Given data.
** START **

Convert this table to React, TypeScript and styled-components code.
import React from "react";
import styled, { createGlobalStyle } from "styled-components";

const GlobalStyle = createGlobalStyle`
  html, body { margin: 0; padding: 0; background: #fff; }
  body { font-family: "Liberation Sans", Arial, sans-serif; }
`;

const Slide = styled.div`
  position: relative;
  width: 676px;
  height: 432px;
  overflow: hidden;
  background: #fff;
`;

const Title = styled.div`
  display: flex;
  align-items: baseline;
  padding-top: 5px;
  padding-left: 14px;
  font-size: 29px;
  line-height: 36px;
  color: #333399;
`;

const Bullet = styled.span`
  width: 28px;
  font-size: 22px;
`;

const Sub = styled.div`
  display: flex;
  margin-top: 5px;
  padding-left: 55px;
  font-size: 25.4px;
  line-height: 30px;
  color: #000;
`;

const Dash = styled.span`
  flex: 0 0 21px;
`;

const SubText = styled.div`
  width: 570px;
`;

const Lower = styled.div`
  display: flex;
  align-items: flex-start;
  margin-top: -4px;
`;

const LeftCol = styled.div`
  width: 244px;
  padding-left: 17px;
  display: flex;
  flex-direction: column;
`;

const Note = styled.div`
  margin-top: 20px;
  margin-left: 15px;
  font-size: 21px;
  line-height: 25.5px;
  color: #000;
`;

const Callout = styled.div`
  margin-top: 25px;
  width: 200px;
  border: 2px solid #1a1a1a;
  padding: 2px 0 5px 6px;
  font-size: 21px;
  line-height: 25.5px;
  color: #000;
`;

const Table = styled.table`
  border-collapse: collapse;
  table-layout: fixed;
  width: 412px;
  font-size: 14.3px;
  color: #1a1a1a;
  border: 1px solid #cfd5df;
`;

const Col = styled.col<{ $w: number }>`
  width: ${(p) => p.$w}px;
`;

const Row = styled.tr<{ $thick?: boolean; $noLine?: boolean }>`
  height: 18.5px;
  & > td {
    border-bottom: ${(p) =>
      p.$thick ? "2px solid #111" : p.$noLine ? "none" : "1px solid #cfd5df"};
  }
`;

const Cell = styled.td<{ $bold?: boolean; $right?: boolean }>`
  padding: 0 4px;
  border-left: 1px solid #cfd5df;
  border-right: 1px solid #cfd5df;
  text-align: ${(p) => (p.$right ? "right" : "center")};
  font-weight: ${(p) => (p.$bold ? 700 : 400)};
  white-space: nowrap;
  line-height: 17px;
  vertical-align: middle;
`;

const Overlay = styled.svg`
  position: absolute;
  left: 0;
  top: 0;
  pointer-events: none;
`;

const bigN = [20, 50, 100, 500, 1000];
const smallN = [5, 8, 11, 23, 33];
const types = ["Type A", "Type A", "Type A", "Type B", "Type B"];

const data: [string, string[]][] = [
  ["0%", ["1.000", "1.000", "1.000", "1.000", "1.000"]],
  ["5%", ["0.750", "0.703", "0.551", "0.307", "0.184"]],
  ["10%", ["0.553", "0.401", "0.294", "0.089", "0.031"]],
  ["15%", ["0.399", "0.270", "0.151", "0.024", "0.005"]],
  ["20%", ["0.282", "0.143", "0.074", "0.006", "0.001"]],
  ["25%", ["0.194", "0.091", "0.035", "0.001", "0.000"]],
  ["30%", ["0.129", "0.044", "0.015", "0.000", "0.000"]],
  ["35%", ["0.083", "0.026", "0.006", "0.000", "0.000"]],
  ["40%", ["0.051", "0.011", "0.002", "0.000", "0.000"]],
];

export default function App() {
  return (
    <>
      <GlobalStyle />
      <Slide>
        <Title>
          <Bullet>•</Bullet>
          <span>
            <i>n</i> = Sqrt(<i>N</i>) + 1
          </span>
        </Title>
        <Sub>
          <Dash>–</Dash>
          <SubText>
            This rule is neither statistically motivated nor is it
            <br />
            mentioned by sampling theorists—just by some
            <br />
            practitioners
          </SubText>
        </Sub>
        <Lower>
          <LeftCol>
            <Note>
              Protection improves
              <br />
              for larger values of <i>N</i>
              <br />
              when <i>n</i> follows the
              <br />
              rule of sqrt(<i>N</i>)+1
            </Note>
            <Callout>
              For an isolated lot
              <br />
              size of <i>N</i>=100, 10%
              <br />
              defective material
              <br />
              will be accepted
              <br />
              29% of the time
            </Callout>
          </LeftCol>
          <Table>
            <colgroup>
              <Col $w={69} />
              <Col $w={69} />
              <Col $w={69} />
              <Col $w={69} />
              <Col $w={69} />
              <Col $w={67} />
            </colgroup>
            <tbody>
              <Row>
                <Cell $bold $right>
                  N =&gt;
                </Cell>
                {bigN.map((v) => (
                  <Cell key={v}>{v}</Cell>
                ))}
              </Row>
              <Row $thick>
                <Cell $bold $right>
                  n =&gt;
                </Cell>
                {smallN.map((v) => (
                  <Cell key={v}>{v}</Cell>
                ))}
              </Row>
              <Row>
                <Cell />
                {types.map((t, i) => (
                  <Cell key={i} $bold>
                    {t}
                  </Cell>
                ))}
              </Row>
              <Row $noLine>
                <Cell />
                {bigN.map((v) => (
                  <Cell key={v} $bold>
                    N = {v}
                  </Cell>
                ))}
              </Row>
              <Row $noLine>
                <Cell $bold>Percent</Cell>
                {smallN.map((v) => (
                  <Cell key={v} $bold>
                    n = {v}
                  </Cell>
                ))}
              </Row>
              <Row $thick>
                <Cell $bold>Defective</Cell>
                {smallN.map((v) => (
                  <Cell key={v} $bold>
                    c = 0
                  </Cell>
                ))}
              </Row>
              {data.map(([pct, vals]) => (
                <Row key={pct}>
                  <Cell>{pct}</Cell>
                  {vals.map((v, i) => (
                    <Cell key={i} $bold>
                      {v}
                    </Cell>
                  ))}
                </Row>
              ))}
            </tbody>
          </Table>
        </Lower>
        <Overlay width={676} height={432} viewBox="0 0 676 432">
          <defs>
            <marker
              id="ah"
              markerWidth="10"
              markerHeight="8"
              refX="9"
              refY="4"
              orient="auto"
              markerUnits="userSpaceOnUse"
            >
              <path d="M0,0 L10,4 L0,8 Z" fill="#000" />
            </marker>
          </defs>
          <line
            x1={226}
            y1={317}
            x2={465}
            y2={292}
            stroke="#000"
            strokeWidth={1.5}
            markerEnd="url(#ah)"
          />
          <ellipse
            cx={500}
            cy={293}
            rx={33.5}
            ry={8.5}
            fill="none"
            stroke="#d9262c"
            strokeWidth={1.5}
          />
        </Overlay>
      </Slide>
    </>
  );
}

** END **

Goal. Copy out the material word for word and line for line.

Result.
Convert this table to React, TypeScript and styled-components code.
import React from "react";
import styled, { createGlobalStyle } from "styled-components";

const GlobalStyle = createGlobalStyle`
  html, body { margin: 0; padding: 0; background: #fff; }
  body { font-family: "Liberation Sans", Arial, sans-serif; }
`;

const Slide = styled.div`
  position: relative;
  width: 676px;
  height: 432px;
  overflow: hidden;
  background: #fff;
`;

const Title = styled.div`
  display: flex;
  align-items: baseline;
  padding-top: 5px;
  padding-left: 14px;
  font-size: 29px;
  line-height: 36px;
  color: #333399;
`;

const Bullet = styled.span`
  width: 28px;
  font-size: 22px;
`;

const Sub = styled.div`
  display: flex;
  margin-top: 5px;
  padding-left: 55px;
  font-size: 25.4px;
  line-height: 30px;
  color: #000;
`;

const Dash = styled.span`
  flex: 0 0 21px;
`;

const SubText = styled.div`
  width: 570px;
`;

const Lower = styled.div`
  display: flex;
  align-items: flex-start;
  margin-top: -4px;
`;

const LeftCol = styled.div`
  width: 244px;
  padding-left: 17px;
  display: flex;
  flex-direction: column;
`;

const Note = styled.div`
  margin-top: 20px;
  margin-left: 15px;
  font-size: 21px;
  line-height: 25.5px;
  color: #000;
`;

const Callout = styled.div`
  margin-top: 25px;
  width: 200px;
  border: 2px solid #1a1a1a;
  padding: 2px 0 5px 6px;
  font-size: 21px;
  line-height: 25.5px;
  color: #000;
`;

const Table = styled.table`
  border-collapse: collapse;
  table-layout: fixed;
  width: 412px;
  font-size: 14.3px;
  color: #1a1a1a;
  border: 1px solid #cfd5df;
`;

const Col = styled.col<{ $w: number }>`
  width: ${(p) => p.$w}px;
`;

const Row = styled.tr<{ $thick?: boolean; $noLine?: boolean }>`
  height: 18.5px;
  & > td {
    border-bottom: ${(p) =>
      p.$thick ? "2px solid #111" : p.$noLine ? "none" : "1px solid #cfd5df"};
  }
`;

const Cell = styled.td<{ $bold?: boolean; $right?: boolean }>`
  padding: 0 4px;
  border-left: 1px solid #cfd5df;
  border-right: 1px solid #cfd5df;
  text-align: ${(p) => (p.$right ? "right" : "center")};
  font-weight: ${(p) => (p.$bold ? 700 : 400)};
  white-space: nowrap;
  line-height: 17px;
  vertical-align: middle;
`;

const Overlay = styled.svg`
  position: absolute;
  left: 0;
  top: 0;
  pointer-events: none;
`;

const bigN = [20, 50, 100, 500, 1000];
const smallN = [5, 8, 11, 23, 33];
const types = ["Type A", "Type A", "Type A", "Type B", "Type B"];

const data: [string, string[]][] = [
  ["0%", ["1.000", "1.000", "1.000", "1.000", "1.000"]],
  ["5%", ["0.750", "0.703", "0.551", "0.307", "0.184"]],
  ["10%", ["0.553", "0.401", "0.294", "0.089", "0.031"]],
  ["15%", ["0.399", "0.270", "0.151", "0.024", "0.005"]],
  ["20%", ["0.282", "0.143", "0.074", "0.006", "0.001"]],
  ["25%", ["0.194", "0.091", "0.035", "0.001", "0.000"]],
  ["30%", ["0.129", "0.044", "0.015", "0.000", "0.000"]],
  ["35%", ["0.083", "0.026", "0.006", "0.000", "0.000"]],
  ["40%", ["0.051", "0.011", "0.002", "0.000", "0.000"]],
];

export default function App() {
  return (
    <>
      <GlobalStyle />
      <Slide>
        <Title>
          <Bullet>•</Bullet>
          <span>
            <i>n</i> = Sqrt(<i>N</i>) + 1
          </span>
        </Title>
        <Sub>
          <Dash>–</Dash>
          <SubText>
            This rule is neither statistically motivated nor is it
            <br />
            mentioned by sampling theorists—just by some
            <br />
            practitioners
          </SubText>
        </Sub>
        <Lower>
          <LeftCol>
            <Note>
              Protection improves
              <br />
              for larger values of <i>N</i>
              <br />
              when <i>n</i> follows the
              <br />
              rule of sqrt(<i>N</i>)+1
            </Note>
            <Callout>
              For an isolated lot
              <br />
              size of <i>N</i>=100, 10%
              <br />
              defective material
              <br />
              will be accepted
              <br />
              29% of the time
            </Callout>
          </LeftCol>
          <Table>
            <colgroup>
              <Col $w={69} />
              <Col $w={69} />
              <Col $w={69} />
              <Col $w={69} />
              <Col $w={69} />
              <Col $w={67} />
            </colgroup>
            <tbody>
              <Row>
                <Cell $bold $right>
                  N =&gt;
                </Cell>
                {bigN.map((v) => (
                  <Cell key={v}>{v}</Cell>
                ))}
              </Row>
              <Row $thick>
                <Cell $bold $right>
                  n =&gt;
                </Cell>
                {smallN.map((v) => (
                  <Cell key={v}>{v}</Cell>
                ))}
              </Row>
              <Row>
                <Cell />
                {types.map((t, i) => (
                  <Cell key={i} $bold>
                    {t}
                  </Cell>
                ))}
              </Row>
              <Row $noLine>
                <Cell />
                {bigN.map((v) => (
                  <Cell key={v} $bold>
                    N = {v}
                  </Cell>
                ))}
              </Row>
              <Row $noLine>
                <Cell $bold>Percent</Cell>
                {smallN.map((v) => (
                  <Cell key={v} $bold>
                    n = {v}
                  </Cell>
                ))}
              </Row>
              <Row $thick>
                <Cell $bold>Defective</Cell>
                {smallN.map((v) => (
                  <Cell key={v} $bold>
                    c = 0
                  </Cell>
                ))}
              </Row>
              {data.map(([pct, vals]) => (
                <Row key={pct}>
                  <Cell>{pct}</Cell>
                  {vals.map((v, i) => (
                    <Cell key={i} $bold>
                      {v}
                    </Cell>
                  ))}
                </Row>
              ))}
            </tbody>
          </Table>
        </Lower>
        <Overlay width={676} height={432} viewBox="0 0 676 432">
          <defs>
            <marker
              id="ah"
              markerWidth="10"
              markerHeight="8"
              refX="9"
              refY="4"
              orient="auto"
              markerUnits="userSpaceOnUse"
            >
              <path d="M0,0 L10,4 L0,8 Z" fill="#000" />
            </marker>
          </defs>
          <line
            x1={226}
            y1={317}
            x2={465}
            y2={292}
            stroke="#000"
            strokeWidth={1.5}
            markerEnd="url(#ah)"
          />
          <ellipse
            cx={500}
            cy={293}
            rx={33.5}
            ry={8.5}
            fill="none"
            stroke="#d9262c"
            strokeWidth={1.5}
          />
        </Overlay>
      </Slide>
    </>
  );
}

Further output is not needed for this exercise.